Aquela que reflecte disse...

Os comedores de vegetais são tão criminosos como os comedores de animais. Os vegetais são seres vivos e mesmo que não o saibam, sabemo-lo nós. Se sentem vibrações musicais, também sentem vibrações quando estão a ser mastigados. O facto dessas vibrações não serem dolorosas, não invalida a sua condição de ser/estar vivo.
Todo aquele que come, mata. Qual a diferença entre degolar um animal ou degolar uma planta? O verbo é o mesmo. Só muda o ser. Duma forma ou de outra, somos todos predadores. E, num mundo de predadores não há amiguinhos. Há comida! Paparoca!

Luiz Pires dos Reys disse...

Eu creio que esta questão "alimentar" só findará realmente com uma qualquer mutação (espiritual, alquímica, "rácica") na natureza do corpo humano e transcensão da sua carência de alimento para sobreviver.

Quando, quer o "libertação" (a Oriente), quer a "salvação" (a Ocidente e Médio-Oriente) forem sinónimos de saúde no pleno e integral sentido do termo, a questão das necessidades alimentares findará por si mesma. E o negócio que a sustenta e alimenta, também.

Até lá, teremos sempre os que se obstinam na insensibilidade e irresponsabilidade de manterem hábitos alimentares que não só contribuem para um certo tipo de holocausto legalizado, como também contribuem para o desequilíbrio ambiental, como teremos os que defendem uma progressiva consciencialização da ignomínia que está por trás de tudo isto.
Seja como for, fanáticos, fariseus e hipócritas existem em todos os domínios.
Não se deve, por isso, avaliar a floresta por uma só árvore.

A questão da saúde, que se tende a relegar para o domínio da "liberdade" de escolha do que se come, o facto é que ela é tão "livre" como o ser a maioria da população bombardeada com publicidade, propaganda e o correlato condicionamento dos hábitos e do comportamento, sem sequer disso se dar conta.

Quanto à questão (pertinente, aliás, com base em dados científicos) aqui levantada de serem "os comedores de vegetais (...) tão criminosos como os comedores de animais", ela faz sentido até ao exacto ponto em que deixa de fazê-lo: equivale um pouco a dizer que é a mesma coisa matar um adulto e matar uma criança. É "a mesma coisa", e não é.

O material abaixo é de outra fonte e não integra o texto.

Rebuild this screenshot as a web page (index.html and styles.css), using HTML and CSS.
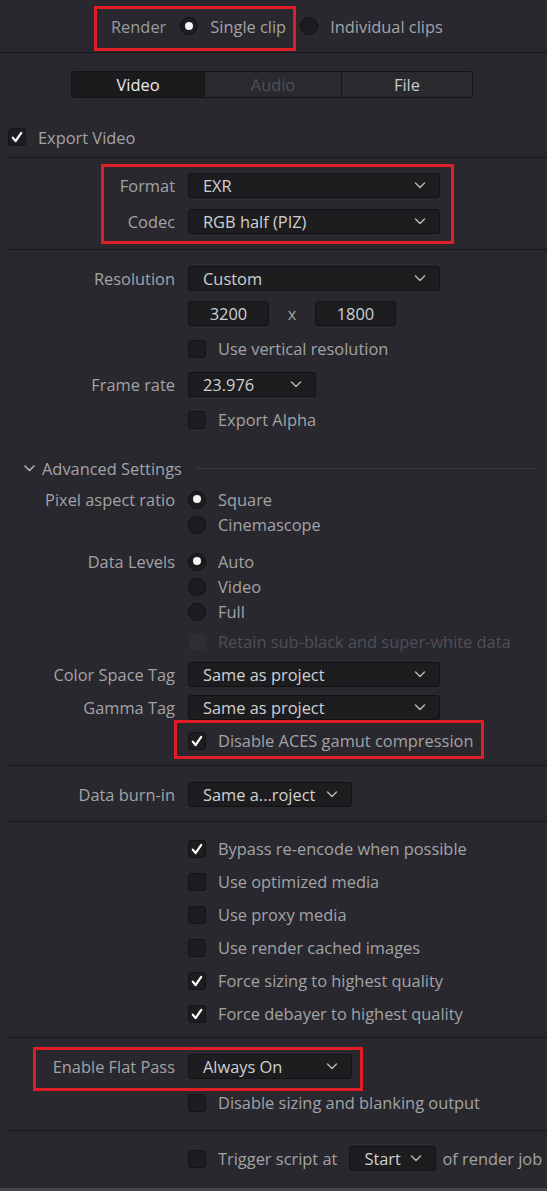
FILE: index.html
```html
<!DOCTYPE html>
<html>
<head>
<meta charset="utf-8">
<link rel="stylesheet" href="styles.css">
</head>
<body>
<div class="panel">
  <div class="topbar">
    <span class="lbl">Render</span>
    <span class="radio on"></span><span class="txt">Single clip</span>
    <span class="radio"></span><span class="txt">Individual clips</span>
  </div>

  <section class="sec sec-a">
    <div class="tabs">
      <div class="tab t1 active">Video</div>
      <div class="tab t2 dim">Audio</div>
      <div class="tab t3">File</div>
    </div>
    <div class="check-row export">
      <span class="cb"><svg viewBox="0 0 17 17"><path d="M4 9.2l3 3.6 6-8.6" /></svg></span>
      <span class="txt">Export Video</span>
    </div>
  </section>
  <div class="divider"></div>

  <section class="sec sec-b">
    <div class="row"><span class="label">Format</span><div class="dd w-lg"><span>EXR</span><svg class="chev" viewBox="0 0 11 7"><path d="M1 1l4.5 4.5L10 1"/></svg></div></div>
    <div class="row mt11"><span class="label">Codec</span><div class="dd w-lg"><span>RGB half (PIZ)</span><svg class="chev" viewBox="0 0 11 7"><path d="M1 1l4.5 4.5L10 1"/></svg></div></div>
  </section>
  <div class="divider"></div>

  <section class="sec sec-c">
    <div class="row"><span class="label">Resolution</span><div class="dd w-lg"><span>Custom</span><svg class="chev" viewBox="0 0 11 7"><path d="M1 1l4.5 4.5L10 1"/></svg></div></div>
    <div class="row mt10"><span class="label"></span><div class="dims"><div class="num">3200</div><span class="x">x</span><div class="num">1800</div></div></div>
    <div class="row mt10"><span class="label"></span><div class="opt"><span class="cb empty"></span><span class="txt">Use vertical resolution</span></div></div>
    <div class="row mt11"><span class="label">Frame rate</span><div class="dd w-sm"><span>23.976</span><svg class="chev" viewBox="0 0 11 7"><path d="M1 1l4.5 4.5L10 1"/></svg></div></div>
    <div class="row mt10"><span class="label"></span><div class="opt"><span class="cb empty"></span><span class="txt">Export Alpha</span></div></div>

    <div class="adv">
      <svg class="adv-chev" viewBox="0 0 11 7"><path d="M1 1l4.5 4.5L10 1"/></svg>
      <span class="adv-title">Advanced Settings</span>
      <span class="adv-line"></span>
    </div>

    <div class="row mt7"><span class="label">Pixel aspect ratio</span><div class="opt"><span class="radio on"></span><span class="txt">Square</span></div></div>
    <div class="row"><span class="label"></span><div class="opt"><span class="radio"></span><span class="txt">Cinemascope</span></div></div>
    <div class="row mt12"><span class="label">Data Levels</span><div class="opt"><span class="radio on"></span><span class="txt">Auto</span></div></div>
    <div class="row"><span class="label"></span><div class="opt"><span class="radio"></span><span class="txt">Video</span></div></div>
    <div class="row"><span class="label"></span><div class="opt"><span class="radio"></span><span class="txt">Full</span></div></div>
    <div class="row mt5"><span class="label"></span><div class="opt disabled"><span class="cb dis"></span><span class="txt">Retain sub-black and super-white data</span></div></div>
    <div class="row mt8"><span class="label">Color Space Tag</span><div class="dd w-lg"><span>Same as project</span><svg class="chev" viewBox="0 0 11 7"><path d="M1 1l4.5 4.5L10 1"/></svg></div></div>
    <div class="row mt8"><span class="label">Gamma Tag</span><div class="dd w-lg"><span>Same as project</span><svg class="chev" viewBox="0 0 11 7"><path d="M1 1l4.5 4.5L10 1"/></svg></div></div>
    <div class="row mt8"><span class="label"></span><div class="opt"><span class="cb"><svg viewBox="0 0 17 17"><path d="M4 9.2l3 3.6 6-8.6" /></svg></span><span class="txt">Disable ACES gamut compression</span></div></div>
  </section>
  <div class="divider"></div>

  <section class="sec sec-d">
    <div class="row"><span class="label">Data burn-in</span><div class="dd w-md"><span>Same a...roject</span><svg class="chev" viewBox="0 0 11 7"><path d="M1 1l4.5 4.5L10 1"/></svg></div></div>
  </section>
  <div class="divider"></div>

  <section class="sec sec-e">
    <div class="row"><span class="label"></span><div class="opt"><span class="cb"><svg viewBox="0 0 17 17"><path d="M4 9.2l3 3.6 6-8.6" /></svg></span><span class="txt">Bypass re-encode when possible</span></div></div>
    <div class="row mt8"><span class="label"></span><div class="opt"><span class="cb empty"></span><span class="txt">Use optimized media</span></div></div>
    <div class="row mt8"><span class="label"></span><div class="opt"><span class="cb empty"></span><span class="txt">Use proxy media</span></div></div>
    <div class="row mt8"><span class="label"></span><div class="opt"><span class="cb empty"></span><span class="txt">Use render cached images</span></div></div>
    <div class="row mt8"><span class="label"></span><div class="opt"><span class="cb"><svg viewBox="0 0 17 17"><path d="M4 9.2l3 3.6 6-8.6" /></svg></span><span class="txt">Force sizing to highest quality</span></div></div>
    <div class="row mt8"><span class="label"></span><div class="opt"><span class="cb"><svg viewBox="0 0 17 17"><path d="M4 9.2l3 3.6 6-8.6" /></svg></span><span class="txt">Force debayer to highest quality</span></div></div>
  </section>
  <div class="divider"></div>

  <section class="sec sec-f">
    <div class="row"><span class="label">Enable Flat Pass</span><div class="dd w-md"><span>Always On</span><svg class="chev" viewBox="0 0 11 7"><path d="M1 1l4.5 4.5L10 1"/></svg></div></div>
    <div class="row mt11"><span class="label"></span><div class="opt"><span class="cb empty"></span><span class="txt">Disable sizing and blanking output</span></div></div>
  </section>
  <div class="divider"></div>

  <section class="sec sec-g">
    <div class="row"><span class="label"></span><div class="opt"><span class="cb empty"></span><span class="txt">Trigger script at</span><div class="dd w-xs"><span>Start</span><svg class="chev" viewBox="0 0 11 7"><path d="M1 1l4.5 4.5L10 1"/></svg></div><span class="txt tail">of render job</span></div></div>
  </section>

  <span class="mark m1"></span>
  <span class="mark m2"></span>
  <span class="mark m3"></span>
  <span class="mark m4"></span>
</div>
</body>
</html>
```

FILE: styles.css
```css
html, body {
  margin: 0;
  padding: 0;
  background: #28282e;
}

.panel {
  position: relative;
  width: 547px;
  height: 1191px;
  box-sizing: border-box;
  overflow: hidden;
  background: #28282e;
  border-bottom: 3px solid #44444a;
  font-family: "Open Sans", "Noto Sans", sans-serif;
  font-size: 16.4px;
  color: #a3a3a6;
}

.topbar {
  display: flex;
  align-items: center;
  height: 52px;
  padding-left: 111px;
  border-bottom: 1px solid #18181b;
}
.topbar .lbl { margin-right: 14px; color: #9a9a9e; }
.topbar .radio { margin-right: 12px; }
.topbar .txt { margin-right: 14px; }

.radio {
  display: inline-block;
  position: relative;
  width: 18px;
  height: 18px;
  box-sizing: border-box;
  border-radius: 50%;
  background: #1d1d20;
  border: 1.5px solid #111113;
  flex: none;
}
.radio.on::after {
  content: "";
  position: absolute;
  left: 3.5px;
  top: 3.5px;
  width: 8px;
  height: 8px;
  border-radius: 50%;
  background: #f4f4f4;
}

.divider {
  height: 1px;
  margin-left: 8px;
  background: #18181b;
}

.sec-a { padding: 18px 0 8px; }
.tabs {
  display: flex;
  width: 402px;
  height: 27px;
  margin-left: 71px;
  box-sizing: border-box;
  border: 1px solid #141417;
  border-radius: 3px;
  overflow: hidden;
}
.tab {
  display: flex;
  align-items: center;
  justify-content: center;
  color: #cacaca;
  border-left: 1px solid #141417;
  background: #29292e;
}
.t1 { width: 132px; border-left: none; }
.t2 { width: 136px; }
.t3 { flex: 1; }
.tab.active { background: #1b1b1e; color: #eaeaea; }
.tab.dim { color: #505056; }

.check-row {
  display: flex;
  align-items: center;
  height: 24px;
}
.export { margin-top: 27px; padding-left: 8px; }
.export .cb { margin-right: 12px; }

.cb {
  display: inline-block;
  width: 18px;
  height: 18px;
  box-sizing: border-box;
  border: 1px solid #141416;
  border-radius: 3px;
  background: #1d1d20;
  flex: none;
}
.cb svg { display: block; width: 16px; height: 16px; }
.cb svg path {
  fill: none;
  stroke: #ffffff;
  stroke-width: 2.3;
  stroke-linecap: round;
  stroke-linejoin: round;
}
.cb.dis {
  background: #2e2e33;
  border-color: #2a2a2e;
}

.row {
  display: grid;
  grid-template-columns: 175px 1fr;
  column-gap: 13px;
  align-items: center;
  height: 25px;
}
.mt5 { margin-top: 5px; }
.mt7 { margin-top: 7px; }
.mt8 { margin-top: 8px; }
.mt10 { margin-top: 10px; }
.mt11 { margin-top: 11px; }
.mt12 { margin-top: 12px; }

.label {
  text-align: right;
  white-space: nowrap;
  line-height: 25px;
}
.opt {
  display: flex;
  align-items: center;
  white-space: nowrap;
}
.opt .cb, .opt .radio { margin-right: 12px; }
.opt .radio { margin-right: 12px; }
.opt.disabled .txt { color: #4f4f55; }

.dd {
  display: flex;
  align-items: center;
  justify-content: space-between;
  height: 25px;
  box-sizing: border-box;
  padding: 0 13px 0 14px;
  background: #1d1d20;
  border: 1px solid #121214;
  border-radius: 3px;
  color: #d0d0d2;
  white-space: nowrap;
}
.chev { width: 12px; height: 7px; flex: none; }
.chev path, .adv-chev path {
  fill: none;
  stroke: #b4b4b8;
  stroke-width: 1.5;
  stroke-linecap: round;
  stroke-linejoin: round;
}
.w-lg { width: 252px; }
.w-md { width: 164px; }
.w-sm { width: 128px; }
.w-xs { width: 87px; margin: 0 6px 0 12px; }

.sec-b { padding: 15px 0 15px; }

.sec-c { padding: 16px 0 12px; }

.dims { display: flex; align-items: center; }
.num {
  width: 81px;
  height: 25px;
  box-sizing: border-box;
  background: #1d1d20;
  border: 1px solid #121214;
  border-radius: 3px;
  color: #d0d0d2;
  display: flex;
  align-items: center;
  justify-content: center;
}
.x { width: 46px; text-align: center; color: #a3a3a6; }

.adv {
  display: flex;
  align-items: center;
  height: 24px;
  margin-top: 24px;
  padding-left: 24px;
}
.adv-chev { width: 11px; height: 7px; margin-right: 7px; }
.adv-title { white-space: nowrap; }
.adv-line {
  width: 340px;
  height: 1px;
  margin-left: 14px;
  background: #3a3a40;
}

.sec-d { padding: 16px 0 14px; }
.sec-e { padding: 14px 0 11px; }
.sec-f { padding: 16px 0 15px; }
.sec-g { padding: 15px 0 0; }

.mark {
  position: absolute;
  box-sizing: border-box;
  border: 3px solid #e11d26;
  pointer-events: none;
}
.m1 { left: 94px; top: 6px; width: 202px; height: 45px; }
.m2 { left: 101px; top: 164px; width: 353px; height: 80px; }
.m3 { left: 174px; top: 720px; width: 310px; height: 39px; }
.m4 { left: 33px; top: 1047px; width: 330px; height: 44px; }
```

Por isso, eu continuo a dizer: a solução disto está (sem embargo das acções de defesa dos animais e protecção da saúde pública e ambiental) na procura duma mutação da natureza e da natureza do homem: falam disso várias tradições espirituais antigas, bem como seus vários desenvolvimentos hodiernos mais actualizados.

Haveria, por exemplo, que reaprender a prática do "jejum" como processo não apenas ascético, mas também "eco-sófico", isto é, como um elemento (e um só apenas), friso), na reaprendizagem da sabedoria de vida.
Saber comer e saber não-comer são coisas muitos afins e interrelacionadas.

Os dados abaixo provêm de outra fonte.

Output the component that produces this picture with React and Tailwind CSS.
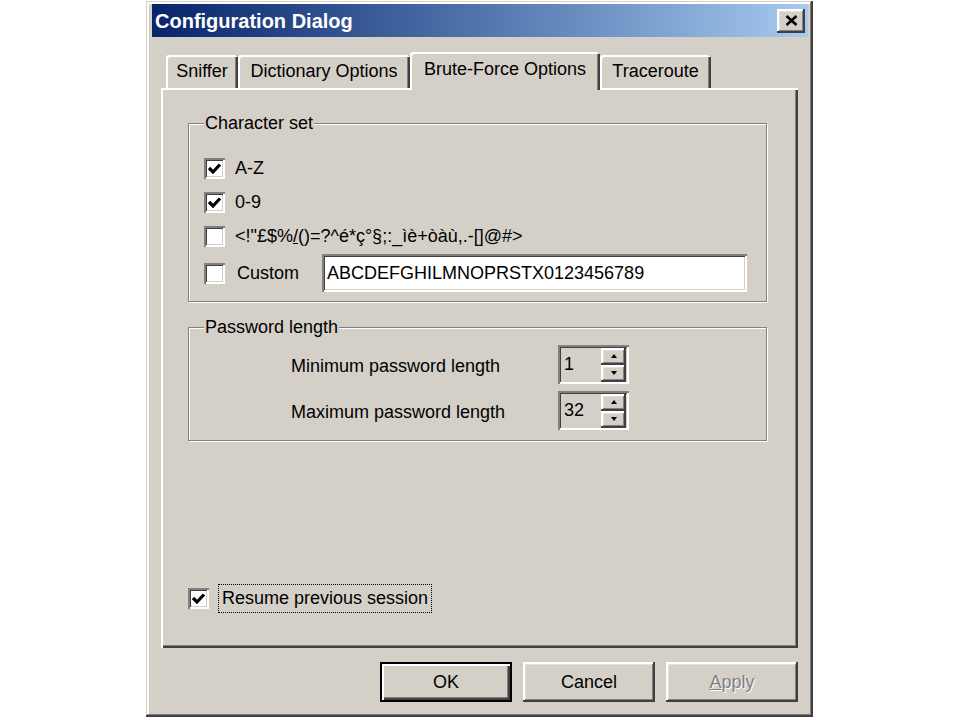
import React from "react";

// classic win2k bevels
const raised =
  "shadow-[inset_-2px_-2px_#404040,inset_2px_2px_#ffffff,inset_-3px_-3px_#808080,inset_3px_3px_#e4e1da]";
const sunken =
  "shadow-[inset_2px_2px_#808080,inset_-2px_-2px_#ffffff,inset_3px_3px_#404040,inset_-3px_-3px_#d4d0c8]";
const etched =
  "border border-[#808080] shadow-[inset_1px_1px_#ffffff,1px_1px_#ffffff]";

function CheckBox({ checked }) {
  return (
    <span
      className={`flex h-[21px] w-[21px] shrink-0 items-center justify-center bg-white ${sunken}`}
    >
      {checked && (
        <svg width="15" height="15" viewBox="0 0 15 15">
          <path
            d="M2 7 L6 11 L13 3.5"
            fill="none"
            stroke="#000"
            strokeWidth="3.2"
          />
        </svg>
      )}
    </span>
  );
}

function CheckRow({ checked, children }) {
  return (
    <div className="flex h-[34px] items-center">
      <CheckBox checked={checked} />
      <span className="ml-[10px] whitespace-nowrap">{children}</span>
    </div>
  );
}

function SpinBox({ value }) {
  return (
    <div className={`flex h-[39px] w-[71px] items-center bg-[#d4d0c8] pl-[6px] pr-[3px] ${sunken}`}>
      <span className="flex-1">{value}</span>
      <div className="flex flex-col">
        <button className={`flex h-[17px] w-[25px] items-center justify-center bg-[#d4d0c8] ${raised}`}>
          <svg width="6" height="4" viewBox="0 0 6 4">
            <polygon points="3,0 6,4 0,4" fill="#000" />
          </svg>
        </button>
        <button className={`flex h-[17px] w-[25px] items-center justify-center bg-[#d4d0c8] ${raised}`}>
          <svg width="6" height="4" viewBox="0 0 6 4">
            <polygon points="0,0 6,0 3,4" fill="#000" />
          </svg>
        </button>
      </div>
    </div>
  );
}

function Tab({ label, width, active }) {
  if (active) {
    return (
      <div
        className={`relative z-10 -mb-[2px] flex h-[38px] items-center justify-center rounded-t-[3px] bg-[#d4d0c8] pb-[4px] shadow-[inset_2px_2px_#ffffff,inset_-2px_0_#404040,inset_-3px_0_#808080] ${width}`}
      >
        {label}
      </div>
    );
  }
  return (
    <div
      className={`flex h-[33px] items-center justify-center rounded-t-[3px] bg-[#d4d0c8] shadow-[inset_2px_2px_#ffffff,inset_-2px_0_#404040,inset_-3px_0_#808080] ${width}`}
    >
      {label}
    </div>
  );
}

export default function App() {
  return (
    <div
      className="h-[720px] bg-white pl-[146px] pt-[1px] text-[18px] text-black"
      style={{ fontFamily: '"Liberation Sans", Arial, sans-serif' }}
    >
      {/* ===== WINDOW ===== */}
      <div className="flex h-[716px] w-[667px] flex-col bg-[#d4d0c8] pb-[15px] pl-[6px] pr-[5px] pt-[3px] shadow-[inset_-2px_-2px_#404040,inset_1px_1px_#d4d0c8,inset_-3px_-3px_#808080,inset_3px_3px_#ffffff]">
        {/* title bar */}
        <div className="flex h-[33px] items-center justify-between bg-linear-to-r from-[#0a246a] to-[#a6caf0] pl-[3px] pr-[3px]">
          <span className="text-[20px] font-bold text-white">Configuration Dialog</span>
          <button className={`flex h-[24px] w-[28px] items-center justify-center bg-[#d4d0c8] ${raised}`}>
            <svg width="13" height="11" viewBox="0 0 13 11">
              <path d="M1.5 1 L11.5 10 M11.5 1 L1.5 10" stroke="#000" strokeWidth="2.6" />
            </svg>
          </button>
        </div>

        <div className="flex flex-1 flex-col pl-[9px] pr-[10px]">
          {/* tabs */}
          <div className="mt-[15px] flex items-end pl-[5px]">
            <Tab label="Sniffer" width="w-[72px]" />
            <Tab label="Dictionary Options" width="w-[172px]" />
            <Tab label="Brute-Force Options" width="w-[190px]" active />
            <Tab label="Traceroute" width="w-[111px]" />
          </div>

          {/* panel */}
          <div className="flex h-[560px] flex-col pb-[35px] pl-[27px] pr-[31px] pt-[35px] shadow-[inset_2px_2px_#ffffff,inset_-2px_-2px_#404040,inset_-3px_-3px_#808080]">
            {/* character set */}
            <div className={`flex flex-col px-[15px] pb-[8px] ${etched}`}>
              <span className="-mt-[12px] self-start bg-[#d4d0c8] px-[1px] leading-[22px]">Character set</span>
              <div className="mt-[17px] flex flex-col">
                <CheckRow checked>A-Z</CheckRow>
                <CheckRow checked>0-9</CheckRow>
                <CheckRow>
                  {"<!\"£$%"}
                  <span className="underline">/</span>
                  {"()=?^é*ç°§;:_ìè+òàù,.-[]@#>"}
                </CheckRow>
                <div className="flex h-[40px] items-center">
                  <CheckBox />
                  <span className="ml-[12px] w-[85px]">Custom</span>
                  <div className={`flex h-[38px] w-[425px] items-center bg-white pl-[5px] ${sunken}`}>
                    ABCDEFGHILMNOPRSTX0123456789
                  </div>
                </div>
              </div>
            </div>

            {/* password length */}
            <div className={`mt-[25px] flex flex-col px-[15px] pb-[10px] ${etched}`}>
              <span className="-mt-[12px] self-start bg-[#d4d0c8] px-[1px] leading-[22px]">Password length</span>
              <div className="mt-[7px] flex flex-col gap-[7px] pl-[87px]">
                <div className="flex h-[39px] items-center">
                  <span className="w-[267px] pt-[3px]">Minimum password length</span>
                  <SpinBox value="1" />
                </div>
                <div className="flex h-[39px] items-center">
                  <span className="w-[267px] pt-[3px]">Maximum password length</span>
                  <SpinBox value="32" />
                </div>
              </div>
            </div>

            <div className="flex-1" />

            {/* resume */}
            <div className="flex h-[29px] items-center">
              <CheckBox checked />
              <span className="ml-[9px] flex h-[29px] items-center border border-dotted border-black px-[3px]">
                Resume previous session
              </span>
            </div>
          </div>

          {/* buttons */}
          <div className="mt-[14px] flex justify-end gap-[11px]">
            <button className="flex h-[40px] w-[132px] items-center justify-center bg-[#d4d0c8] shadow-[inset_0_0_0_2px_#000000,inset_4px_4px_#ffffff,inset_-4px_-4px_#404040,inset_-5px_-5px_#808080]">
              OK
            </button>
            <button className={`flex h-[40px] w-[132px] items-center justify-center bg-[#d4d0c8] ${raised}`}>
              Cancel
            </button>
            <button
              className={`flex h-[40px] w-[132px] items-center justify-center bg-[#d4d0c8] text-[#808080] [text-shadow:1px_1px_#ffffff] ${raised}`}
            >
              <span>
                <span className="underline">A</span>pply
              </span>
            </button>
          </div>
        </div>
      </div>
    </div>
  );
}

Fôssemos todos mais sábios e menos ego-centrados, fôssemos nós mais "eco-centrados" e menos laxos, indiferentes e insensíveis, e a própria consciência nos "ditaria" naturalmente comportamentos mais equilibrados e harmoniosos.

Sebastião come tudo disse...

Só sei que se apanhar alguma criancinha agarrada a uma folha de alface como se não houvesse amanhã, atesto-lhe um bofardo na carinha laroca que é para aprender a respeitar o paraíso vegetal. Depois, sento-me debaixo de uma frondosa e bebível árvore de chá, se possível, em cima de formigas, enquanto devoro uma suculenta bifana que é para não serem porcos! Levo comigo o papagaio ao qual já dei corda para que repita vezes sem conta: "Ó Sô livre, Sô livre?!.." enquanto pontapeio o gato vadio que não pára de se reproduzir e corro atrás duma galinha mafiosa para fazer um arroz de cabidela com ovo a cavalo, ementa do logo ao jantar.
Tudo acompanhado por um sumo de laranja assassinada, comprada no cemitério frutal de um qualquer supermercado. Ou sumo de uva.

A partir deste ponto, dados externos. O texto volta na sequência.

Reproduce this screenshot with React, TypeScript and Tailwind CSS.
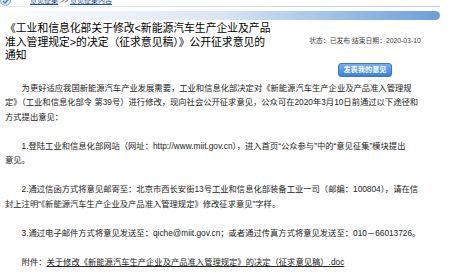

A cultura é um repasto tremendus.

Sem hipocrisia? Comamos os pratos e os talheres e a toalha.

Anónimo disse...

À noite, divirto-me a ver tourada enquanto dou uma vista de olhos nas "Farpas" do Ramalho Ortigão. Eça é que é Eça!

Luiz Pires dos Reys disse...

Há modos de vida e vidas a seu modo.

E há (entre as coisas que não dão fome nem dão de comer) o sebastianismo. Desse, há o do costume, há o que é costume e há o costume do que há.


P.S.
A sebastina criatura, entretanto, que reflecte, no meio disto, alimentar-se-á de quê (pergunta-se)?

Já sabemos que come tudo. Mas será de tudo um pouco, ou um tudo nada de pouco mais do que nada quase?

O que fica visto é que prega aos vieirinos peixes (hoje, enlatados), tem (cor de) lata que nem um carapau, e é patusco como um peixinho-de-horta.

Bom apetite!

Trinca-espinhas disse...

Hoje comi ervilhas e chorei.

Luiz Pires dos Reys disse...

A mim admirar-me-ia é se alguém dissesse que tinha ouvido as ervilhas a chorarem.

E, porém, elas choram. Choram, "de dores de parto".

Choram por que em nós nasça uma semente, uma flor, um fruto e um animal menos inumano.
E mais... natural.

Talvez por isso haja quem acabe por contentar-se com trincar as espinhas.

Pudera... pois as espinhas, ao que se sabe, não choram.
Picam, e fazem chorar.

espinha en-latada disse...

- Gostas de vieiras? - Diz a espinha para a ervilha. - Nem por isso, responde o carapau.

As ervilhas choram na lata, o seu ser picante e conservante.